Find the value of $\int_{0}^{1} \frac{x \log x \:dx}{1+x^2}$ Find the value of $$I=\int_{0}^{1} \frac{x \log x \:dx}{1+x^2}$$
My Try: I used Integration by parts
So
$$I=\frac{1}{2}\log x \times \log (1+x^2) \biggr\rvert_{0}^{1}-\int_{0}^{1}\frac{\log(1+x^2)}{2x}dx$$
So
$$I=\frac{-1}{2}\int_{0}^{1}\frac{\log(1+x^2)}{x}$$
Can we proceed from here?
 A: Since $\int_{0}^{1}x^n \log(x)\,dx = -\frac{1}{(n+1)^2}$ and $\frac{x}{1+x^2}=x-x^3+x^5-x^7+\ldots$ on $(0,1)$, by termwise integration we have
$$ \int_{0}^{1}\frac{x\log x}{1+x^2}\,dx = -\frac{1}{2^2}+\frac{1}{4^2}-\frac{1}{6^2}+\frac{1}{8^2}-\ldots = \color{blue}{-\frac{\pi^2}{48}}$$
as a consequene of the Basel problem. The exchange of $\sum$ and $\int$ is allowed by the dominated convergence Theorem.
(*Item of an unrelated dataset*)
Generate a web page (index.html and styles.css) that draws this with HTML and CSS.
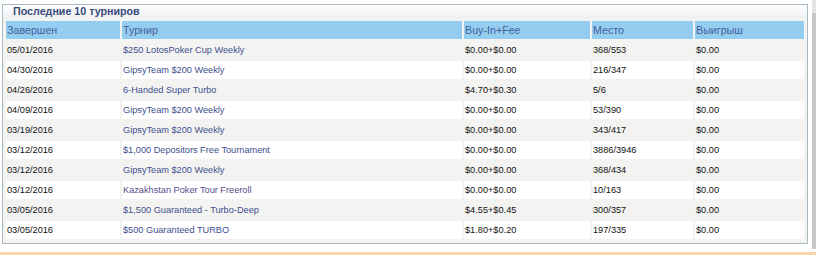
FILE: index.html
```html
<!DOCTYPE html>
<html lang="ru">
<head>
<meta charset="utf-8">
<title>Последние 10 турниров</title>
<link rel="stylesheet" href="styles.css">
</head>
<body>
<div class="page">
  <div class="main">
    <div class="panel">
      <div class="panel-title">Последние 10 турниров</div>
      <table class="results">
        <colgroup>
          <col class="c1"><col class="c2"><col class="c3"><col class="c4"><col class="c5">
        </colgroup>
        <thead>
          <tr><th>Завершен</th><th>Турнир</th><th>Buy-In+Fee</th><th>Место</th><th>Выигрыш</th></tr>
        </thead>
        <tbody>
          <tr><td>05/01/2016</td><td><a href="#">$250 LotosPoker Cup Weekly</a></td><td>$0.00+$0.00</td><td>368/553</td><td>$0.00</td></tr>
          <tr><td>04/30/2016</td><td><a href="#">GipsyTeam $200 Weekly</a></td><td>$0.00+$0.00</td><td>216/347</td><td>$0.00</td></tr>
          <tr><td>04/26/2016</td><td><a href="#">6-Handed Super Turbo</a></td><td>$4.70+$0.30</td><td>5/6</td><td>$0.00</td></tr>
          <tr><td>04/09/2016</td><td><a href="#">GipsyTeam $200 Weekly</a></td><td>$0.00+$0.00</td><td>53/390</td><td>$0.00</td></tr>
          <tr><td>03/19/2016</td><td><a href="#">GipsyTeam $200 Weekly</a></td><td>$0.00+$0.00</td><td>343/417</td><td>$0.00</td></tr>
          <tr><td>03/12/2016</td><td><a href="#">$1,000 Depositors Free Tournament</a></td><td>$0.00+$0.00</td><td>3886/3946</td><td>$0.00</td></tr>
          <tr><td>03/12/2016</td><td><a href="#">GipsyTeam $200 Weekly</a></td><td>$0.00+$0.00</td><td>368/434</td><td>$0.00</td></tr>
          <tr><td>03/12/2016</td><td><a href="#" class="visited">Kazakhstan Poker Tour Freeroll</a></td><td>$0.00+$0.00</td><td>10/163</td><td>$0.00</td></tr>
          <tr><td>03/05/2016</td><td><a href="#">$1,500 Guaranteed - Turbo-Deep</a></td><td>$4.55+$0.45</td><td>300/357</td><td>$0.00</td></tr>
          <tr><td>03/05/2016</td><td><a href="#">$500 Guaranteed TURBO</a></td><td>$1.80+$0.20</td><td>197/335</td><td>$0.00</td></tr>
        </tbody>
      </table>
    </div>
  </div>
  <div class="scroll"></div>
</div>
<div class="strip"></div>
</body>
</html>
```
FILE: styles.css
```css
html, body {
  margin: 0;
  padding: 0;
  background: #ffffff;
  font-family: "Liberation Sans", Arial, sans-serif;
}

.page {
  display: flex;
  height: 249px;
}

.main {
  width: 812px;
  padding: 4px 0 0 2px;
  box-sizing: border-box;
}

.scroll {
  width: 4px;
  height: 249px;
  background: linear-gradient(#e4e4e4 0, #e4e4e4 13px, #c6c6c6 13px, #c6c6c6 100%);
}

.strip {
  height: 3px;
  margin-top: 3px;
  background: #fdd3ae;
}

.panel {
  width: 806px;
  box-sizing: border-box;
  border: 1px solid #a9b9c4;
  background: #f3f3f2;
  padding: 0 1px 2px 1px;
}

.panel-title {
  height: 13px;
  margin: 0 -1px 1px -1px;
  padding-left: 10px;
  font-size: 10.7px;
  font-weight: bold;
  line-height: 13px;
  color: #37497a;
  background: linear-gradient(#ffffff, #eef0f2);
}

.results {
  width: 802px;
  border-collapse: separate;
  border-spacing: 2px;
  table-layout: fixed;
}

.c1 { width: 114px; }
.c2 { width: 340px; }
.c3 { width: 126px; }
.c4 { width: 101px; }
.c5 { width: 109px; }

.results th {
  height: 18px;
  padding: 0 1px;
  text-align: left;
  font-weight: normal;
  font-size: 10.7px;
  color: #41609e;
  background: #95cdf0;
  vertical-align: middle;
}

.results td {
  height: 18px;
  padding: 0 1px;
  font-size: 9.2px;
  color: #111111;
  vertical-align: middle;
  white-space: nowrap;
}

.results tbody tr:nth-child(odd) td {
  background: #f3f3f2;
}

.results tbody tr:nth-child(even) td {
  background: #ffffff;
}

.results a {
  color: #3c4f8d;
  text-decoration: none;
}

.results a.visited {
  color: #554d8c;
}
```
A: $\begin{align}I=\int_{0}^{1} \frac{x \log x }{1+x^2}\:dx\end{align}$
Perform the change of variable $y=x^2$,
$\begin{align}I=\dfrac{1}{4}\int_{0}^{1} \frac{\log x }{1+x}\:dx\end{align}$
And it is well known that,
$\begin{align}J=\int_{0}^{1} \frac{\log x }{1+x}\:dx=-\frac{\pi^2}{12}\end{align}$
Addendum:
Actually,
$\displaystyle K=\int_0^1 \frac{\ln x}{1-x}\,dx=-\zeta(2)$
(Taylor series expansion)
$\begin{align}K-J=\int_0^1 \dfrac{2x\ln x}{1-x^2}\,dx\end{align}$
Perform the change of variable $y=x^2$,
$\begin{align}K-J&=\dfrac{1}{2}\int_0^1 \dfrac{\ln x}{1-x}\,dx\\
&=\dfrac{1}{2}K
\end{align}$
Therefore,
$J=\dfrac{1}{2}K=-\dfrac{1}{2}\zeta(2)$
NB:
One assumes that $\displaystyle \zeta(2)=\dfrac{\pi^2}{6}$